What’s with this yen to garden? Is it just being in this beautiful green place? Or is it McCreery genes, green jeans if ever there were such. Still, I doubt any McCreery ever trimmed the leading edge of raised beds with scissors as I do. And McCreerys plant sensible vegetables—beans and corn for the freezer.

If I were as smart as people claim I am, then I would buy vegetables at the local markets and pop them into my freezer for winter delectation. But no. I pay to have a large plot plowed, then I build raised beds with straw-lined paths between. And I plant and plant and plant, but I run out of steam before I plant corn or squash or potatoes. Breakneck speed and still it is mid-June before I get anything in the ground. The only crop I regret missing is sunflowers. I had dreamed of having many kinds lining the back row of my garden, beckoning to travelers with their sweet faces.

Now we are almost at the end of July. Gardens are exploding. I don’t meant to sound like we live in an alien world, but actually in July we do. I staked the tomatoes today, and by the time I got to the end of the row, the first ones needed to be tied up again. In the south, they say that kudzu grows 18 inches a day, that if you watch you can see it, if you listen you can hear the vines groan with stretching to cover the next rusted-out car or slow-moving cow. This is beyond kudzu, beyond anything I have ever experienced. The scientists among us say it is something in the angle of the light. We have it such a short time, but pow! Zowie! We have it in double-time.

In the depths of February, I started seedlings indoors. They didn’t do well, and the prevailing theory is that it was the double glazed picture window that bent the light and kept them from thriving. Next year, I invest in hanging lights to start the babies, or maybe I just buy plants from one of the legion little greenhouses. I went to a meeting at Basin Harbor Club in the spring and stumbled over one that offered exotic varieties of tomatoes and peppers for a dollar apiece. I was taken aback by the twenty or so greenhouses and the freedom with which customers were allowed to roam through them—surely their insurance company would not approve. But I came home with Amish Paste tomatoes, Brandywine Pinks, tomatillos, San Marco paste tomatoes, and more—a dozen in all. Along with chocolate peppers, jalapenos, habaneros,….you get the idea. Driving back from Philadelphia a month ago, I even ran across a dozen okra plants raised lovingly in someone’s greenhouse and available to me for a mere dollar apiece.
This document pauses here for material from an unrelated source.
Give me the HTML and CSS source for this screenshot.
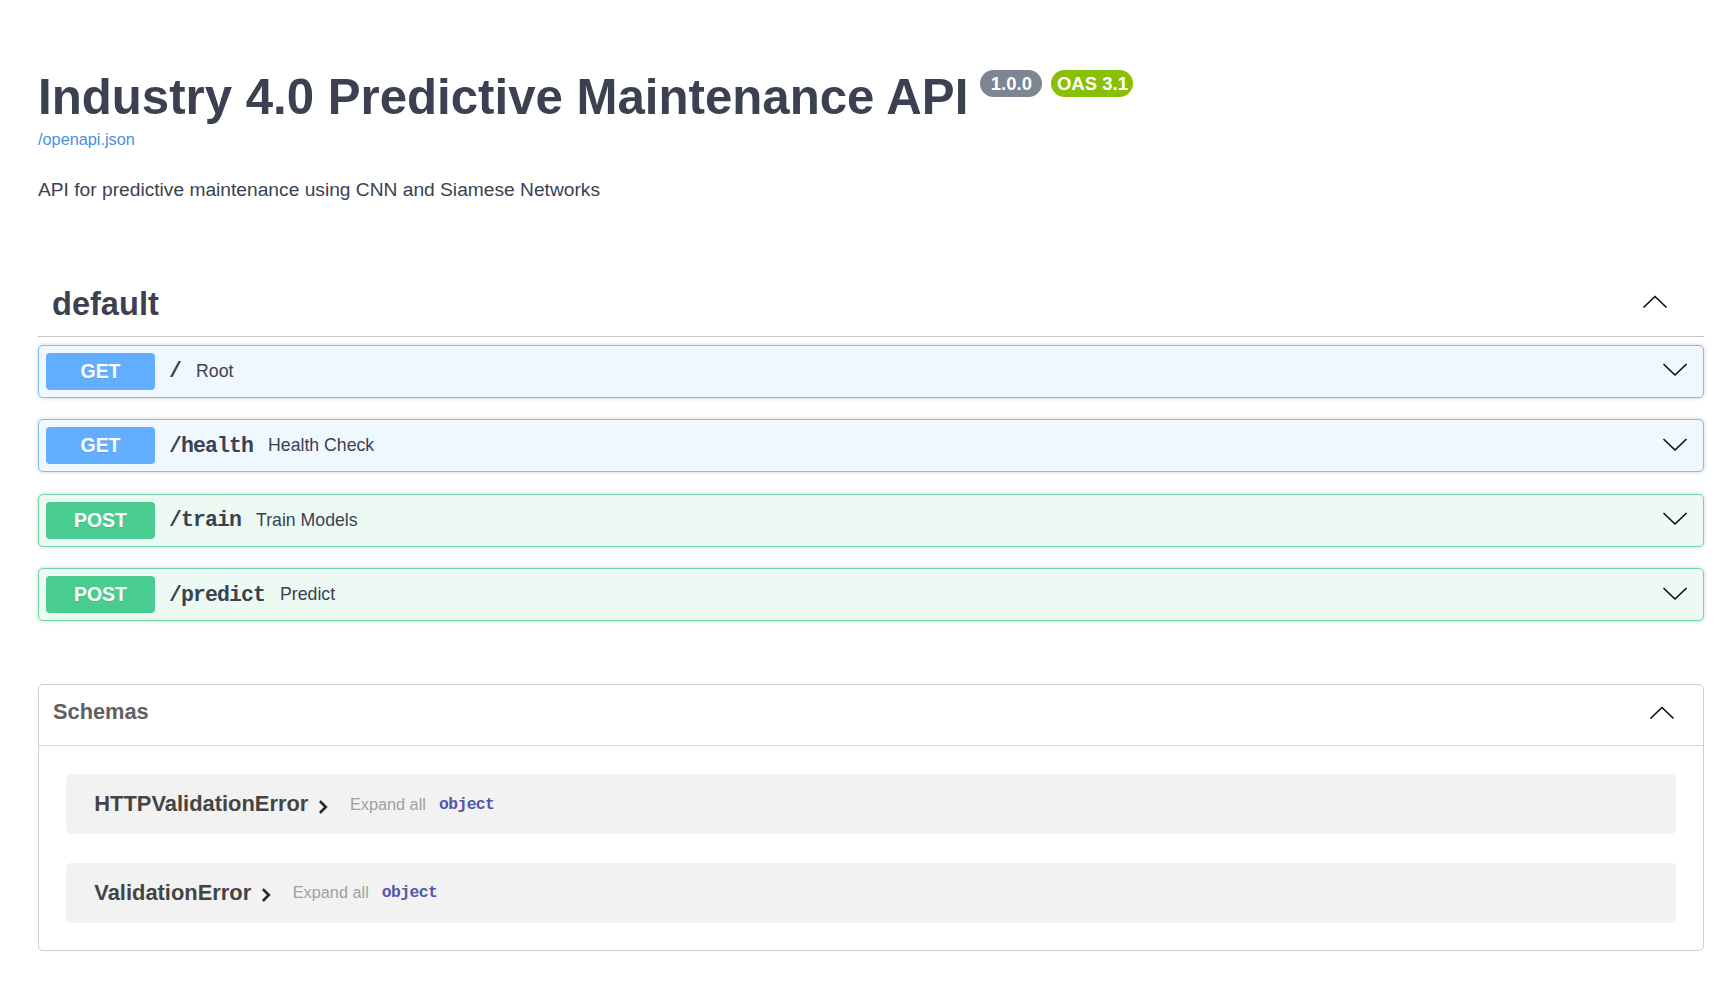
FILE: index.html
```html
<!DOCTYPE html>
<html lang="en">
<head>
<meta charset="utf-8">
<title>Industry 4.0 Predictive Maintenance API - Swagger UI</title>
<link rel="stylesheet" href="styles.css">
</head>
<body>
<div class="wrapper">
  <section class="info">
    <div class="title-row">
      <h2 class="title">Industry 4.0 Predictive Maintenance API</h2>
      <span class="badge badge-version">1.0.0</span>
      <span class="badge badge-oas">OAS 3.1</span>
    </div>
    <a class="spec-link" href="#">/openapi.json</a>
    <p class="description">API for predictive maintenance using CNN and Siamese Networks</p>
  </section>

  <section class="tag-section">
    <h3 class="tag-header">
      <span class="tag-name">default</span>
      <svg class="chev chev-tag" width="24" height="13" viewBox="0 0 24 13"><polyline points="1,12 12,1.5 23,12" fill="none" stroke="#111" stroke-width="1.7" stroke-linecap="round" stroke-linejoin="round"/></svg>
    </h3>

    <div class="opblock opblock-get">
      <span class="method">GET</span>
      <span class="path">/</span>
      <span class="summary-desc">Root</span>
      <svg class="chev chev-op" width="24" height="13" viewBox="0 0 24 13"><polyline points="1,1.5 12,12 23,1.5" fill="none" stroke="#111" stroke-width="1.7" stroke-linecap="round" stroke-linejoin="round"/></svg>
    </div>

    <div class="opblock opblock-get">
      <span class="method">GET</span>
      <span class="path">/health</span>
      <span class="summary-desc">Health Check</span>
      <svg class="chev chev-op" width="24" height="13" viewBox="0 0 24 13"><polyline points="1,1.5 12,12 23,1.5" fill="none" stroke="#111" stroke-width="1.7" stroke-linecap="round" stroke-linejoin="round"/></svg>
    </div>

    <div class="opblock opblock-post">
      <span class="method">POST</span>
      <span class="path">/train</span>
      <span class="summary-desc">Train Models</span>
      <svg class="chev chev-op" width="24" height="13" viewBox="0 0 24 13"><polyline points="1,1.5 12,12 23,1.5" fill="none" stroke="#111" stroke-width="1.7" stroke-linecap="round" stroke-linejoin="round"/></svg>
    </div>

    <div class="opblock opblock-post">
      <span class="method">POST</span>
      <span class="path">/predict</span>
      <span class="summary-desc">Predict</span>
      <svg class="chev chev-op" width="24" height="13" viewBox="0 0 24 13"><polyline points="1,1.5 12,12 23,1.5" fill="none" stroke="#111" stroke-width="1.7" stroke-linecap="round" stroke-linejoin="round"/></svg>
    </div>
  </section>

  <section class="models">
    <h4 class="models-header">
      <span>Schemas</span>
      <svg class="chev chev-models" width="24" height="13" viewBox="0 0 24 13"><polyline points="1,12 12,1.5 23,12" fill="none" stroke="#111" stroke-width="1.7" stroke-linecap="round" stroke-linejoin="round"/></svg>
    </h4>

    <div class="model-container">
      <span class="model-title">HTTPValidationError</span>
      <svg class="model-toggle" width="26" height="26" viewBox="0 0 24 24"><path d="M10 6 8.59 7.41 13.17 12l-4.58 4.59L10 18l6-6z" fill="#222" stroke="#222" stroke-width="0.5"/></svg>
      <span class="expand-all">Expand all</span>
      <span class="prop-type">object</span>
    </div>

    <div class="model-container">
      <span class="model-title">ValidationError</span>
      <svg class="model-toggle" width="26" height="26" viewBox="0 0 24 24"><path d="M10 6 8.59 7.41 13.17 12l-4.58 4.59L10 18l6-6z" fill="#222" stroke="#222" stroke-width="0.5"/></svg>
      <span class="expand-all">Expand all</span>
      <span class="prop-type">object</span>
    </div>
  </section>
</div>
</body>
</html>
```

FILE: styles.css
```css
* {
  box-sizing: border-box;
}

html,
body {
  margin: 0;
  padding: 0;
  background: #fff;
}

body {
  font-family: "Liberation Sans", Arial, sans-serif;
  color: #3b4151;
}

.wrapper {
  padding: 0 18px 0 38px;
}

/* ---------- info ---------- */
.info {
  padding-top: 69px;
}

.title-row {
  display: flex;
  align-items: flex-start;
}

.title {
  margin: 0;
  font-size: 49.2px;
  line-height: 56px;
  font-weight: 700;
  color: #3b4151;
}

.badge {
  margin-top: 1px;
  padding: 3px 10.5px;
  border-radius: 14px;
  font-size: 18.5px;
  line-height: 21px;
  font-weight: 700;
  color: #fff;
  white-space: nowrap;
}

.badge-version {
  margin-left: 12px;
  background: #7d8492;
}

.badge-oas {
  margin-left: 9px;
  padding: 3px 5.5px;
  background: #89bf04;
}

.spec-link {
  display: block;
  margin-top: 4.4px;
  font-size: 16.3px;
  line-height: 20px;
  color: #4990e2;
  text-decoration: none;
  width: max-content;
}

.description {
  margin: 30px 0 0;
  font-size: 19.2px;
  line-height: 22px;
  color: #3b4151;
}

/* ---------- tag section ---------- */
.tag-header {
  margin: 69.6px 0 0;
  padding: 14px 37px 14px 14px;
  display: flex;
  align-items: flex-start;
  justify-content: space-between;
  border-bottom: 1px solid rgba(59, 65, 81, 0.3);
  font-size: 32.6px;
  line-height: 37px;
  font-weight: 700;
  color: #3b4151;
}

.chev {
  display: block;
  flex: none;
}

.chev-tag {
  margin-top: 10px;
}

.opblock {
  display: flex;
  align-items: center;
  margin: 8px 0 0;
  padding: 7px;
  border: 1px solid;
  border-radius: 5px;
  box-shadow: 0 0 4px rgba(0, 0, 0, 0.19);
}

.opblock + .opblock {
  margin-top: 21.5px;
}

.opblock-get {
  background: #eff7ff;
  border-color: #7dbcfc;
}

.opblock-post {
  background: #edfaf4;
  border-color: #6fd6a6;
}

.method {
  flex: none;
  width: 109px;
  height: 37px;
  display: flex;
  align-items: center;
  justify-content: center;
  border-radius: 4px;
  font-size: 19.4px;
  font-weight: 700;
  color: #fff;
  text-shadow: 0 1px 0 rgba(0, 0, 0, 0.1);
}

.opblock-get .method {
  background: #61affe;
}

.opblock-post .method {
  background: #49cc90;
}

.path {
  padding: 0 15px 0 14px;
  font-family: "Liberation Mono", "DejaVu Sans Mono", monospace;
  font-size: 21.5px;
  letter-spacing: -0.9px;
  font-weight: 700;
  color: #3b4151;
}

.summary-desc {
  flex: 1 1 auto;
  font-size: 17.7px;
  color: #3b4151;
}

.chev-op {
  margin: 0 9px 3px 0;
}

/* ---------- models ---------- */
.models {
  margin-top: 62.5px;
  padding-bottom: 27.5px;
  border: 1px solid rgba(59, 65, 81, 0.25);
  border-radius: 5px;
}

.models-header {
  margin: 0;
  height: 61px;
  padding: 14px 29px 0 14px;
  display: flex;
  align-items: flex-start;
  justify-content: space-between;
  border-bottom: 1px solid rgba(59, 65, 81, 0.2);
  font-size: 21.8px;
  line-height: 26px;
  font-weight: 700;
  color: #606060;
}

.chev-models {
  margin-top: 7.5px;
}

.model-container {
  display: flex;
  align-items: center;
  height: 60px;
  margin: 28.3px 27px 0 27.3px;
  padding-left: 28px;
  border-radius: 5px;
  background: #f2f2f2;
}

.model-title {
  font-size: 21.9px;
  font-weight: 700;
  color: #444;
}

.model-toggle {
  display: block;
  flex: none;
  margin: 5.4px 0 0 1.5px;
}

.expand-all {
  margin-left: 14px;
  font-size: 16.3px;
  color: #a0a0a0;
}

.prop-type {
  margin-left: 13px;
  font-family: "Liberation Mono", "DejaVu Sans Mono", monospace;
  font-size: 16.4px;
  letter-spacing: -0.6px;
  font-weight: 700;
  color: #55a;
}
```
So why should I start seedlings indoors? Because I can’t help myself. Because it helps me believe that the snow will go someday. And now in July I see that my little seedlings are catching up. My tiny tomato seedlings—which were really pitiful in comparison to their greenhouse classmates—are now half their size and sturdy as can be. And what excitement to see what they turn out to be. Did I mention that my labels—ice cream spoons with ball point pen labels—didn’t withstand the rigors of outdoor life? So I have no idea who these babies are that I have nurtured so lovingly. Kinda like parenthood, eh?

Actually the biggest and sturdiest plants of all are.....you guessed it....in the compost pile. What does this tell us about how all our efforts are wasted? ...no, let's say diverted. Unexpected outcomes are now expected, the world is upside down, light is straight where once it was bent, and Zowie! we are carried along in beauty.

2 comments:

Unknown said...

Sounds like an ambitious garden.

Haven't had one in two years, but a neighbor who has too many trees for a garden is going to help me with mine. First thing I'll probably have to do is borrow a DR Brush mower before I till the plot.

My glorious herb garden will have to be replanted, too.

Karen said...

Robert! Whenever we get that lunch rescheduled, we must talk about herb gardens. I have had several and will be putting a circular one where the nasty old above ground pool used to be.